T1221: Template Injection

Adversaries may create or modify references in user document templates to conceal malicious code or force authentication attempts. For example, Microsoft’s Office Open XML (OOXML) specification defines an XML-based format for Office documents (.docx, xlsx, .pptx) to replace older binary formats (.doc, .xls, .ppt). OOXML files are packed together ZIP archives compromised of various XML files, referred to as parts, containing properties that collectively define how a document is rendered.[1]

Properties within parts may reference shared public resources accessed via online URLs. For example, template properties may reference a file, serving as a pre-formatted document blueprint, that is fetched when the document is loaded.

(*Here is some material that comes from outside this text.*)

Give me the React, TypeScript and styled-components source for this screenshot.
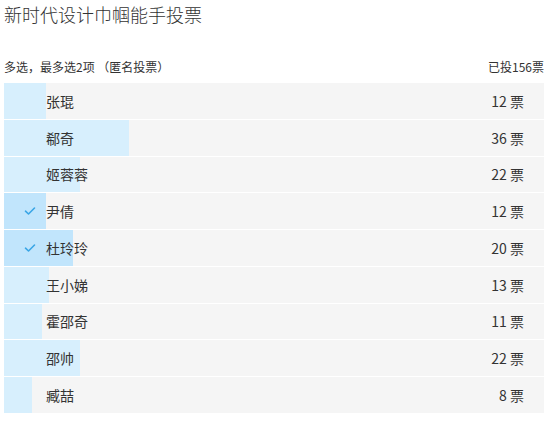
import React from "react";
import styled, { createGlobalStyle } from "styled-components";

const GlobalStyle = createGlobalStyle`
  html, body { margin: 0; padding: 0; background: #fff; }
  body { font-family: "Noto Sans CJK SC", "Noto Sans", sans-serif; color: #333; }
`;

const Page = styled.div`
  width: 540px;
  padding: 0 0 0 4px;
`;

const Title = styled.h1`
  margin: 0;
  padding-top: 2px;
  font-size: 18px;
  line-height: 24px;
  font-weight: 300;
  color: #333;
`;

const Meta = styled.div`
  display: flex;
  justify-content: space-between;
  align-items: center;
  margin-top: 30px;
  height: 20px;
  font-size: 12px;
  color: #333;
`;

const List = styled.div`
  display: flex;
  flex-direction: column;
  gap: 1px;
  margin-top: 7px;
`;

const Row = styled.div`
  position: relative;
  height: 35.75px;
  background: #f5f5f5;
  display: flex;
  align-items: center;
  font-size: 14px;
  color: #333;
`;

const Bar = styled.div<{ $selected: boolean }>`
  position: absolute;
  left: 0;
  top: 0;
  bottom: 0;
  background: ${(p) => (p.$selected ? "#c1e5fc" : "#d7effd")};
`;

const Check = styled.span`
  position: relative;
  width: 42px;
  display: flex;
  justify-content: center;
  padding-left: 10px;
  box-sizing: border-box;
  color: #3aa6e6;
`;

const Name = styled.span`
  position: relative;
  flex: 1;
`;

const Count = styled.span`
  position: relative;
  padding-right: 20px;
`;

const data = [
  { name: "张琨", votes: 12 },
  { name: "郗奇", votes: 36 },
  { name: "姬蓉蓉", votes: 22 },
  { name: "尹倩", votes: 12, selected: true },
  { name: "杜玲玲", votes: 20, selected: true },
  { name: "王小娣", votes: 13 },
  { name: "霍邵奇", votes: 11 },
  { name: "邵帅", votes: 22 },
  { name: "臧喆", votes: 8 },
];

const total = 156;

const CheckIcon = () => (
  <svg width="12" height="10" viewBox="0 0 12 10">
    <path d="M1.5 5.2 L4.5 8 L10.5 2" fill="none" stroke="currentColor" strokeWidth="1.6" strokeLinecap="round" strokeLinejoin="round" />
  </svg>
);

export default function App() {
  return (
    <>
      <GlobalStyle />
      <Page>
        <Title>新时代设计巾帼能手投票</Title>
        <Meta>
          <span>多选，最多选2项 （匿名投票）</span>
          <span>已投156票</span>
        </Meta>
        <List>
          {data.map((d) => (
            <Row key={d.name}>
              <Bar $selected={!!d.selected} style={{ width: `${(d.votes / total) * 100}%` }} />
              <Check>{d.selected ? <CheckIcon /> : null}</Check>
              <Name>{d.name}</Name>
              <Count>{d.votes} 票</Count>
            </Row>
          ))}
        </List>
      </Page>
    </>
  );
}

Adversaries may abuse these templates to initially conceal malicious code to be executed via user documents. Template references injected into a document may enable malicious payloads to be fetched and executed when the document is loaded.[2] These documents can be delivered via other techniques such as Phishing and/or Taint Shared Content and may evade static detections since no typical indicators (VBA macro, script, etc.) are present until after the malicious payload is fetched.[3] Examples have been seen in the wild where template injection was used to load malicious code containing an exploit.[4]

Adversaries may also modify the *\template control word within an .rtf file to similarly conceal then download malicious code. This legitimate control word value is intended to be a file destination of a template file resource that is retrieved and loaded when an .rtf file is opened. However, adversaries may alter the bytes of an existing .rtf file to insert a template control word field to include a URL resource of a malicious payload.[5][6]

This technique may also enable Forced Authentication by injecting a SMB/HTTPS (or other credential prompting) URL and triggering an authentication attempt.[7][8][9]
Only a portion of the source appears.